▶ **WHAT TO DO**: Filter these entries, keeping only lines that hold the word "this".

----

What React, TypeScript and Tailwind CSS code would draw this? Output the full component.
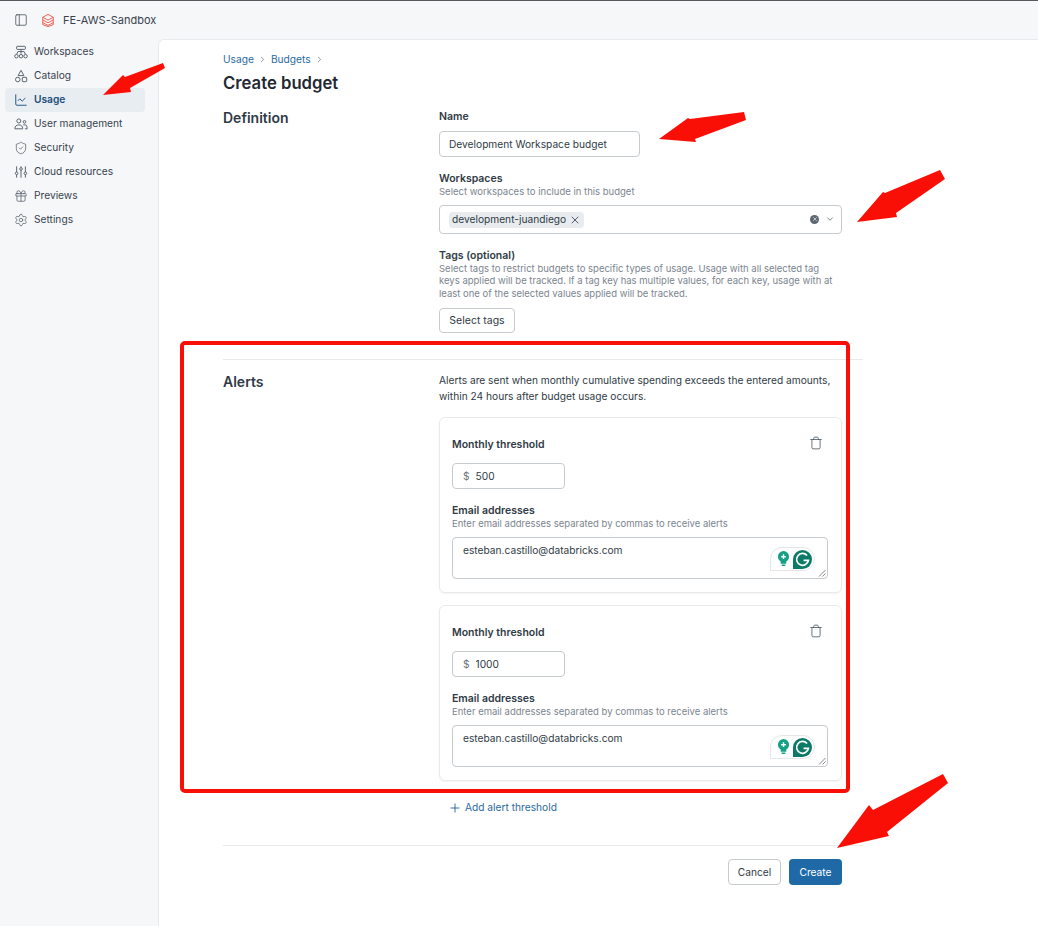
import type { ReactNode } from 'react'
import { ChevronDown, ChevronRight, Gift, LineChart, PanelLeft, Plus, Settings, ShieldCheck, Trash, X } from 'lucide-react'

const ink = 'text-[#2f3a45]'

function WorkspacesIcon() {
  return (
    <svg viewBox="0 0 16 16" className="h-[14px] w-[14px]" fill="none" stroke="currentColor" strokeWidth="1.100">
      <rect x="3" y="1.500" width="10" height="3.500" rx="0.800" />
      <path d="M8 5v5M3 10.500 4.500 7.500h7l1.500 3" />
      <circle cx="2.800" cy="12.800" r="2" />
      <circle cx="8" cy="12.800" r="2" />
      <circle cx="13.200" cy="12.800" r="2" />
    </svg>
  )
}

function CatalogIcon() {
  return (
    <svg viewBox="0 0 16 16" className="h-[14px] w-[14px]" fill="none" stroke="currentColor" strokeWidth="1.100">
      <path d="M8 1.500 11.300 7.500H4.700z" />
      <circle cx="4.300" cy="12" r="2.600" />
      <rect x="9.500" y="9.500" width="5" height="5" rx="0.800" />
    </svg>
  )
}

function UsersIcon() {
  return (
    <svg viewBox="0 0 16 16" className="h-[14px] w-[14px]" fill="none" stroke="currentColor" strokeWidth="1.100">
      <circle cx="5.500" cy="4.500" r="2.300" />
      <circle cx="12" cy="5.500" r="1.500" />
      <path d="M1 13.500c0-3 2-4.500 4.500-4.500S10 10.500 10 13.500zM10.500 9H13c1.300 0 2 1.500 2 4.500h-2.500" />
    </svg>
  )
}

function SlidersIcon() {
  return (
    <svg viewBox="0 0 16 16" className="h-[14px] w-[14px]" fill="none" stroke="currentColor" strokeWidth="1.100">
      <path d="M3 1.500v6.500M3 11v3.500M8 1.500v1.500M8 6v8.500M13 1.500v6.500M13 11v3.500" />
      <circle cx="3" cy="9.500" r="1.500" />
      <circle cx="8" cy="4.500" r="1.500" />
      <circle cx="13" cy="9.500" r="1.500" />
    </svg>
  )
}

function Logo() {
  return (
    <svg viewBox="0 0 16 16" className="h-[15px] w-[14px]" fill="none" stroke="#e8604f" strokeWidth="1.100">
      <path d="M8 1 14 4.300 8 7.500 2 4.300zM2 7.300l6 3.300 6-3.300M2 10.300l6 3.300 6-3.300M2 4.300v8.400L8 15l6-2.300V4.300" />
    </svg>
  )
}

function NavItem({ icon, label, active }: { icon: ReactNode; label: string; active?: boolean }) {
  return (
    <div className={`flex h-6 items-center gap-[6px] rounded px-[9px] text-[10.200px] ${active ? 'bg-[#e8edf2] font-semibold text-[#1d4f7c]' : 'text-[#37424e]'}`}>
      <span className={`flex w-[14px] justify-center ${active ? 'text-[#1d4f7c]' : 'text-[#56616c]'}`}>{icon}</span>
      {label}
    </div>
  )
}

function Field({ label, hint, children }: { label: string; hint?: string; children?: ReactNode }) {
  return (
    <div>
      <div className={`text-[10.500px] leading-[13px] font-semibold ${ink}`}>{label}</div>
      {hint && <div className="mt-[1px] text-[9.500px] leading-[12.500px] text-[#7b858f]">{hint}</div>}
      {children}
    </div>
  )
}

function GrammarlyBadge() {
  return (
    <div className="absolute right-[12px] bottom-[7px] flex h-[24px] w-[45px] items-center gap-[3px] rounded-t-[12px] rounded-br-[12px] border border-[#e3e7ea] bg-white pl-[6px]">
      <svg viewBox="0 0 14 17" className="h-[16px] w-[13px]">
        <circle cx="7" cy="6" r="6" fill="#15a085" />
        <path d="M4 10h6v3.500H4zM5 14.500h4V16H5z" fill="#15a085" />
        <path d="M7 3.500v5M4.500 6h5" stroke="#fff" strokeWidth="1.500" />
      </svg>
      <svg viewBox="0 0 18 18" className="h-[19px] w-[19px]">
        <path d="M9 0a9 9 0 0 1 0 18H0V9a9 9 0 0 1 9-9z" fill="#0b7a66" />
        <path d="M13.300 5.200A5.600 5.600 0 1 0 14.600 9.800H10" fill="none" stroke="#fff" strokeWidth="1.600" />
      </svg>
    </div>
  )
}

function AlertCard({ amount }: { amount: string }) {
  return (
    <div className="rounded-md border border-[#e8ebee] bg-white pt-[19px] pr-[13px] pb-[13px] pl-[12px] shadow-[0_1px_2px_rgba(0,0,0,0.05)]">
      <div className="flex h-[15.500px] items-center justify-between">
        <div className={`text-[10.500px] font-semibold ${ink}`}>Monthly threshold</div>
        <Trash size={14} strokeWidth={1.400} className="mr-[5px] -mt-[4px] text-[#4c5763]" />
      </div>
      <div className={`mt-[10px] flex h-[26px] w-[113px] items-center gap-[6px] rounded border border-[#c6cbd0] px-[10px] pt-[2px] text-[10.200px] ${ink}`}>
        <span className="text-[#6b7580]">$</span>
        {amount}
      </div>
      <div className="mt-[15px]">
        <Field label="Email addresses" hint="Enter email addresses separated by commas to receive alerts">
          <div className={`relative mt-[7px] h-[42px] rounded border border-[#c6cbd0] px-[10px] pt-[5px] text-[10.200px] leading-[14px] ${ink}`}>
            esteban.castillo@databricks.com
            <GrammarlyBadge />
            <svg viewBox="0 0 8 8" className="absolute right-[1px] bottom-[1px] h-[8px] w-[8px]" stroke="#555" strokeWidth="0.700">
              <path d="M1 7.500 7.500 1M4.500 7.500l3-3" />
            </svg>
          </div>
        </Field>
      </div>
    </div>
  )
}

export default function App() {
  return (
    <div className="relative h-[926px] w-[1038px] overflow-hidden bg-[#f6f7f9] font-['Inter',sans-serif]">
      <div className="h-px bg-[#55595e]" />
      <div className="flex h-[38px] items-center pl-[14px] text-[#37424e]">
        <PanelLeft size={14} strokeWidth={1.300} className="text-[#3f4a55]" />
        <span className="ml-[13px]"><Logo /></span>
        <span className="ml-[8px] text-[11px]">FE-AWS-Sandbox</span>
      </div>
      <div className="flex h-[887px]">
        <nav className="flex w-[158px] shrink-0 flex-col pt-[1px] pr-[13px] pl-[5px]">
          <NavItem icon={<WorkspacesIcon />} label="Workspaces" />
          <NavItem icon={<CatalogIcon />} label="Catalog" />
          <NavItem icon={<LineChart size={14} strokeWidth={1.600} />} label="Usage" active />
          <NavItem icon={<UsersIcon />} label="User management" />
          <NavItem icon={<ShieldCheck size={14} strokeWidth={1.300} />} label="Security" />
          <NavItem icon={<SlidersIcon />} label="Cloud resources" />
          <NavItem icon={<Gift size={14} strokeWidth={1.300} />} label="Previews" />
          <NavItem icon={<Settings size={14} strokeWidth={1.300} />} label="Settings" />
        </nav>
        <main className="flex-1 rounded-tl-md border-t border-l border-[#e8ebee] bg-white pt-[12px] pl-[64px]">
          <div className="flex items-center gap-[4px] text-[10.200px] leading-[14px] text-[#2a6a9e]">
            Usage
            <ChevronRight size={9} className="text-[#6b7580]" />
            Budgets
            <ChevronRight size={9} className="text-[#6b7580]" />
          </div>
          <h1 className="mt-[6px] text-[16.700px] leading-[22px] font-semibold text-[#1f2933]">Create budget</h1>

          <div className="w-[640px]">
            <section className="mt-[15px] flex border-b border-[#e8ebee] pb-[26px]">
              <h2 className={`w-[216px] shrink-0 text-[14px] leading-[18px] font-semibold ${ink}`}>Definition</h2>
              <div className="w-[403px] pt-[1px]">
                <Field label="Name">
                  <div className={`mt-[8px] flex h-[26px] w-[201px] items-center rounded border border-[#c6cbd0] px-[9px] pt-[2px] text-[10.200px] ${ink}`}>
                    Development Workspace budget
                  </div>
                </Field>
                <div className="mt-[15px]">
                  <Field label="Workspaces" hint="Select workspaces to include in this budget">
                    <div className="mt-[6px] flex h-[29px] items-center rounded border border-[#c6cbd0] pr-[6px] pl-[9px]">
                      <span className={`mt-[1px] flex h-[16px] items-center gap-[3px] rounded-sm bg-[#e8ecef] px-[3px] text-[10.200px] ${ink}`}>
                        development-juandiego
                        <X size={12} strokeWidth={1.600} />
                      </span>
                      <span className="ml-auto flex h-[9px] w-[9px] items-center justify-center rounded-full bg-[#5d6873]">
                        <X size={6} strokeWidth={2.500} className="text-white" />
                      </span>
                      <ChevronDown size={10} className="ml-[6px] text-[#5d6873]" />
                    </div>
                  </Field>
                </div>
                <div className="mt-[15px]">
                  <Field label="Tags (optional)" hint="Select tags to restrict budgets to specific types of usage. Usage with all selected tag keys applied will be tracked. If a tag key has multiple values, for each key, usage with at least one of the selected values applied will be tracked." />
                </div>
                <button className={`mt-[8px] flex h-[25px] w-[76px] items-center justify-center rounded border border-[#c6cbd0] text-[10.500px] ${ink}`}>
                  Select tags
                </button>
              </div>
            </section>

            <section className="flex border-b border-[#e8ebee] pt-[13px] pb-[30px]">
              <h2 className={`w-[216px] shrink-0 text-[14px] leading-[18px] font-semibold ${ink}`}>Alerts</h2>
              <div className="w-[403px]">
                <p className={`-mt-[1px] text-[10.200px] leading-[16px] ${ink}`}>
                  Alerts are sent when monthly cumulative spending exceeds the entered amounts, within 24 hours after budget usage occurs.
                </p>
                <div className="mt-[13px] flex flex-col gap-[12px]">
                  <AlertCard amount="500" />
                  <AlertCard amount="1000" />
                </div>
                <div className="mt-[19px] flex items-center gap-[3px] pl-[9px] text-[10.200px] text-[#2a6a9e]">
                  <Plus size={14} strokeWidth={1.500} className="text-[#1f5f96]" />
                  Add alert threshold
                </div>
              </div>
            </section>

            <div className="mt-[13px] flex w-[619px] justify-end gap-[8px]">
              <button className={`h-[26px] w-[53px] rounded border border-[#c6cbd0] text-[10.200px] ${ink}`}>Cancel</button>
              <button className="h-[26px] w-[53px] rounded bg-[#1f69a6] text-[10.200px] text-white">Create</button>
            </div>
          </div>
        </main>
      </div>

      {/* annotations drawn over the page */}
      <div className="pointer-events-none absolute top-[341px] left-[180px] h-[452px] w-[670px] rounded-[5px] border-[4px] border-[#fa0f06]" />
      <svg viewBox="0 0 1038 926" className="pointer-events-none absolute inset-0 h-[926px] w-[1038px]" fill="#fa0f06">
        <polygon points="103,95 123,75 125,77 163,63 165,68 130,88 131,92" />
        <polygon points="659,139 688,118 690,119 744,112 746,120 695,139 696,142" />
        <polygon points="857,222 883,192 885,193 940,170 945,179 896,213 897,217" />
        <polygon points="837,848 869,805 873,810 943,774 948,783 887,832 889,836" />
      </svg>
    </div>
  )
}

----

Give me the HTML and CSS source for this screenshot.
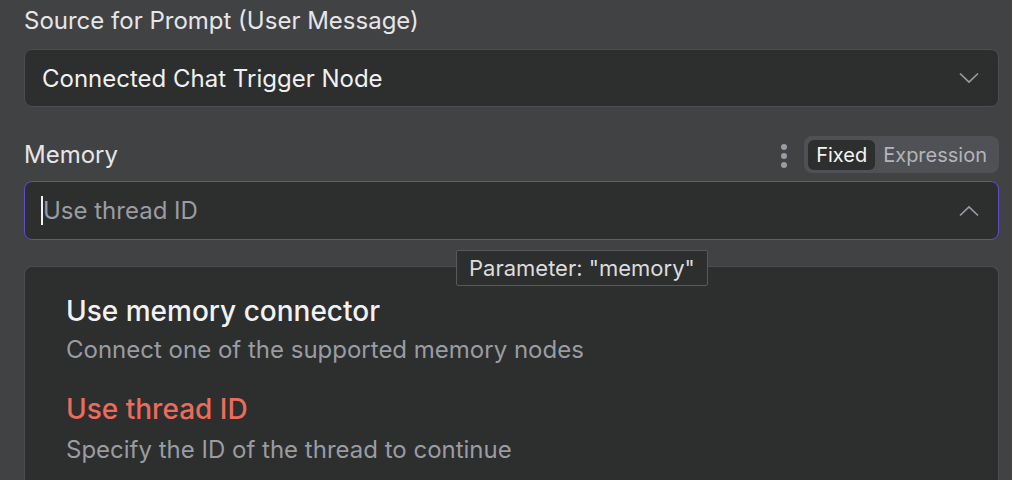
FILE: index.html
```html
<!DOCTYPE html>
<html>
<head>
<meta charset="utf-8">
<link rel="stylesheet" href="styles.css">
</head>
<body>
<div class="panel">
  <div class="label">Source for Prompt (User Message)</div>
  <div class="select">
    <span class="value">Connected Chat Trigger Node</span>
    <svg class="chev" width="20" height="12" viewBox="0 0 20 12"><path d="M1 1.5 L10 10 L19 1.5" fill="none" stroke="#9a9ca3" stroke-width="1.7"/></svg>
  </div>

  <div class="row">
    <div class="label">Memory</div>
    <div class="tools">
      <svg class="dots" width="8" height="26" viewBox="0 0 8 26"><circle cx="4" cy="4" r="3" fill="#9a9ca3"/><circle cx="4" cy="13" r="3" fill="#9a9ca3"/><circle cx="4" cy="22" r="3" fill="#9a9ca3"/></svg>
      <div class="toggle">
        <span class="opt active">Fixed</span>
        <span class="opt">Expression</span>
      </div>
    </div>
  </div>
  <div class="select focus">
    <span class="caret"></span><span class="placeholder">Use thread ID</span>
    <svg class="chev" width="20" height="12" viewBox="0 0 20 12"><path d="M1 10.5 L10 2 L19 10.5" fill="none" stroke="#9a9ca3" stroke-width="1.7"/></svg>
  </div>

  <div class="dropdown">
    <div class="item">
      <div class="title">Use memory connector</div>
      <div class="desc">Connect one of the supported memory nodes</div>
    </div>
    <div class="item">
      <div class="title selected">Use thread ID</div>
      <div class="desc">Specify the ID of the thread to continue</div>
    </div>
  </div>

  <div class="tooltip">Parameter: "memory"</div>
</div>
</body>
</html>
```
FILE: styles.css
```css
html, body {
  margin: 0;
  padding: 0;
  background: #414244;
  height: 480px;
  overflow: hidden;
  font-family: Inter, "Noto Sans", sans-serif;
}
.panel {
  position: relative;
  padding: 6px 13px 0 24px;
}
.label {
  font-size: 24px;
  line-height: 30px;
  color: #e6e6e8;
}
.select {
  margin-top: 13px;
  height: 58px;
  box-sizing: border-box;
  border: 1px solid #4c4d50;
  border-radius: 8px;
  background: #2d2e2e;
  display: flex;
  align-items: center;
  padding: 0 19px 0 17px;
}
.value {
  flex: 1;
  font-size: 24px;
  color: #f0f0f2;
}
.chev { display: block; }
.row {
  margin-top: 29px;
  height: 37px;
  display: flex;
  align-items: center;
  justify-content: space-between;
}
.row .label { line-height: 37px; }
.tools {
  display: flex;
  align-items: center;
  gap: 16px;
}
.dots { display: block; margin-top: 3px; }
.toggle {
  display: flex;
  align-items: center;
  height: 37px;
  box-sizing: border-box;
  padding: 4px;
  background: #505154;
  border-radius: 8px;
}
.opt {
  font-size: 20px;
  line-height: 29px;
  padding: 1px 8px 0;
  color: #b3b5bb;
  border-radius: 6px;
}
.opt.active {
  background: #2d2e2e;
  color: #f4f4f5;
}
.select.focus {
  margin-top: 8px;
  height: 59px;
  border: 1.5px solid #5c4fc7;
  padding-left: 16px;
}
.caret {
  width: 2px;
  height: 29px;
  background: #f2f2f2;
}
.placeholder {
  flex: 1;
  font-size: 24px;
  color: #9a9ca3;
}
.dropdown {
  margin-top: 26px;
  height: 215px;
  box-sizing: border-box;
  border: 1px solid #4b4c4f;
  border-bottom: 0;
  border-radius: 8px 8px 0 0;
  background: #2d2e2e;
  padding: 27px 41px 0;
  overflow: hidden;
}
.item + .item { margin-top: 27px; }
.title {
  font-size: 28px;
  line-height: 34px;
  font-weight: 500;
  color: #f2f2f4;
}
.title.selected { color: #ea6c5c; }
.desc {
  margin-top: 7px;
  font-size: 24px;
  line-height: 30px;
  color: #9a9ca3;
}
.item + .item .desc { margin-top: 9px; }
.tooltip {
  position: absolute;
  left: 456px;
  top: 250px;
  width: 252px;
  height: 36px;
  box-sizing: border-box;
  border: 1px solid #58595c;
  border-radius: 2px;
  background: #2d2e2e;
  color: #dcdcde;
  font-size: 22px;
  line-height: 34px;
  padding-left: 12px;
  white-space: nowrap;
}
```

----

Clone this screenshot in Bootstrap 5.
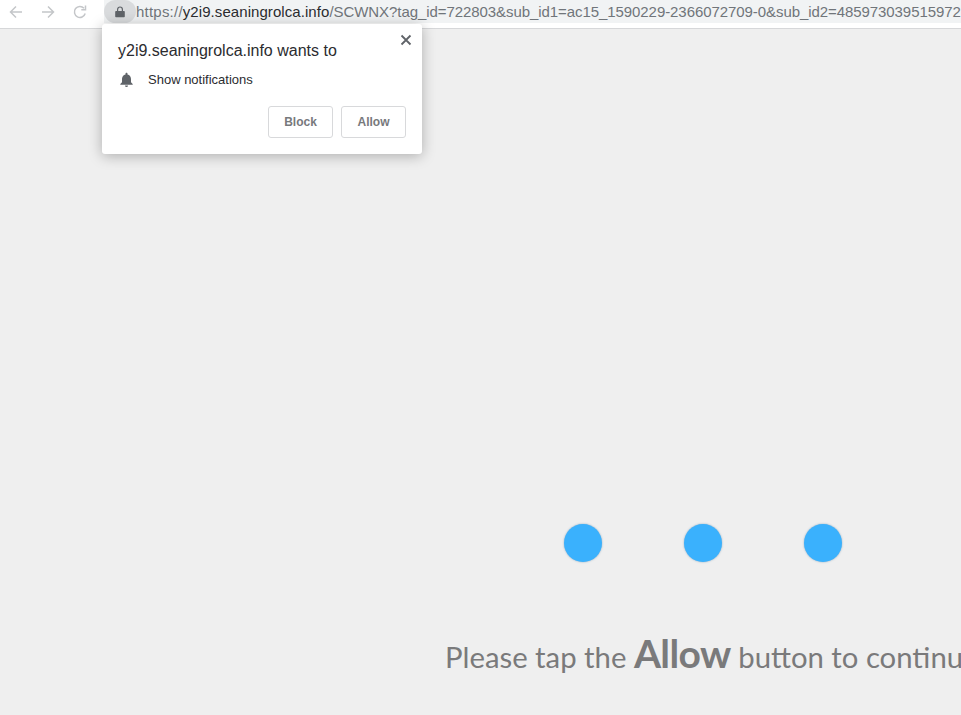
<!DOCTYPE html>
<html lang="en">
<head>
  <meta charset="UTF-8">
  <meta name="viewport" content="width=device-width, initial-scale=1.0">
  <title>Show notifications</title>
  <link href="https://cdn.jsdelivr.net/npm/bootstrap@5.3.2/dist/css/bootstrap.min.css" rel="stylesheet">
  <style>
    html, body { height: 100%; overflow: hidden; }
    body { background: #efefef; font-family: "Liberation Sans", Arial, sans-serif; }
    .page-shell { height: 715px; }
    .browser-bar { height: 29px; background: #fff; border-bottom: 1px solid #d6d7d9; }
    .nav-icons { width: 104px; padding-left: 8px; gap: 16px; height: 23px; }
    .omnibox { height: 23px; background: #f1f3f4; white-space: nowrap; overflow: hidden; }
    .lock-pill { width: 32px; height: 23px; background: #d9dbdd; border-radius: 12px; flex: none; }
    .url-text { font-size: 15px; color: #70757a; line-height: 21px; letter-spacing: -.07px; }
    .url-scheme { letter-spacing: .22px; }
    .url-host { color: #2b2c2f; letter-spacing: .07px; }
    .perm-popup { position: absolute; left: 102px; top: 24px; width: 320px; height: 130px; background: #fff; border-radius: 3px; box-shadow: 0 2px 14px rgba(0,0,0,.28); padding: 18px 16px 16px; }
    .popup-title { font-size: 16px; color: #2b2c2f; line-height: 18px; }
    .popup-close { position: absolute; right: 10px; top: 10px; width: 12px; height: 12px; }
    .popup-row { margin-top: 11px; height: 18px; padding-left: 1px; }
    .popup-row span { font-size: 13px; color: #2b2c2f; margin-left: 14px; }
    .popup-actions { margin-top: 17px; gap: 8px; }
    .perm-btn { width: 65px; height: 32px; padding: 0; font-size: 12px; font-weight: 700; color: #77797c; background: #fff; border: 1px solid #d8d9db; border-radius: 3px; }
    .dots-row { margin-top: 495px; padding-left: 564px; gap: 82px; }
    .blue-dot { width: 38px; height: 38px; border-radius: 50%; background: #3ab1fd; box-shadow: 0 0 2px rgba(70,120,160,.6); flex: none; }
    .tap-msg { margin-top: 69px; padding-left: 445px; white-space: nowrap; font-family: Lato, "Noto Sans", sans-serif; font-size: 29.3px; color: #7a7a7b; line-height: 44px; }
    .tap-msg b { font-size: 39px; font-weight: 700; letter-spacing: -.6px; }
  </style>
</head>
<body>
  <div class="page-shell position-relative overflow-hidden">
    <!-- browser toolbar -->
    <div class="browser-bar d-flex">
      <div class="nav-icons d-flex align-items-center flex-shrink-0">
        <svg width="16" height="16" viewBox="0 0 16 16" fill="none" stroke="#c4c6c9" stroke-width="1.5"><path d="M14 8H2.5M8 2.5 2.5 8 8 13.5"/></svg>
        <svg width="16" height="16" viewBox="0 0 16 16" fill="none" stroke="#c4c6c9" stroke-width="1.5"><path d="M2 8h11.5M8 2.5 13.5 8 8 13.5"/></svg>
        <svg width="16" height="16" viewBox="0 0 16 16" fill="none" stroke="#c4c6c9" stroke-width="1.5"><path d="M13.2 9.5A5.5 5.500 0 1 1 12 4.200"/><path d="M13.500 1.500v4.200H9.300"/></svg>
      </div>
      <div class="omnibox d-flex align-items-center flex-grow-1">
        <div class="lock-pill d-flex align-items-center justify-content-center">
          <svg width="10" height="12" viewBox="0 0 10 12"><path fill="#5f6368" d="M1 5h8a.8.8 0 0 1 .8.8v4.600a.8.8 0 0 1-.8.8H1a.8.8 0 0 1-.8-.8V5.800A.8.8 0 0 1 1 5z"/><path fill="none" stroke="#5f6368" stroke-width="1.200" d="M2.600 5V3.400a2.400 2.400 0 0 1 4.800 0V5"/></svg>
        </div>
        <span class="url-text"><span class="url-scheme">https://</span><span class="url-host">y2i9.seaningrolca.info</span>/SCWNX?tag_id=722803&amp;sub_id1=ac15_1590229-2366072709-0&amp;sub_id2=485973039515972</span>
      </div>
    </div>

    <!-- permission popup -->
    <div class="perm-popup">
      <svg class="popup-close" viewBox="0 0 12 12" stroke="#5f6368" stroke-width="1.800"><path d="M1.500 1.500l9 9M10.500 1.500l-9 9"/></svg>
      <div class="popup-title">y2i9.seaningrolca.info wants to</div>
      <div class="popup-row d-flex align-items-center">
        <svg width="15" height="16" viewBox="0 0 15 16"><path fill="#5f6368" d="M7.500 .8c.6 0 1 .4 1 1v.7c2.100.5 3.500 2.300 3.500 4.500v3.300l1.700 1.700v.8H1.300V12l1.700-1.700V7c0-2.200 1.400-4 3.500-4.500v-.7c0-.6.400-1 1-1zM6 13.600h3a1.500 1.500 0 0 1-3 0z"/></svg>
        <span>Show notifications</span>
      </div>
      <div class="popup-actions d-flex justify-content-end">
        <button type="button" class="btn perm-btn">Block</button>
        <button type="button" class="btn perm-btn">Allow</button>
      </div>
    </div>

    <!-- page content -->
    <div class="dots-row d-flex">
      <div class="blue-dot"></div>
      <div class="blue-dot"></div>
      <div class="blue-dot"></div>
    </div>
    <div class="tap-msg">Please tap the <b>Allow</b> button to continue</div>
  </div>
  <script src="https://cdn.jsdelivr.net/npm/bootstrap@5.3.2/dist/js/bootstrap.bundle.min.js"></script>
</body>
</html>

----

▶ **WRITTEN ANSWER**:
What React, TypeScript and Tailwind CSS code would draw this? Output the full component.
                  <Field label="Workspaces" hint="Select workspaces to include in this budget">
Give me the HTML and CSS source for this screenshot.
Clone this screenshot in Bootstrap 5.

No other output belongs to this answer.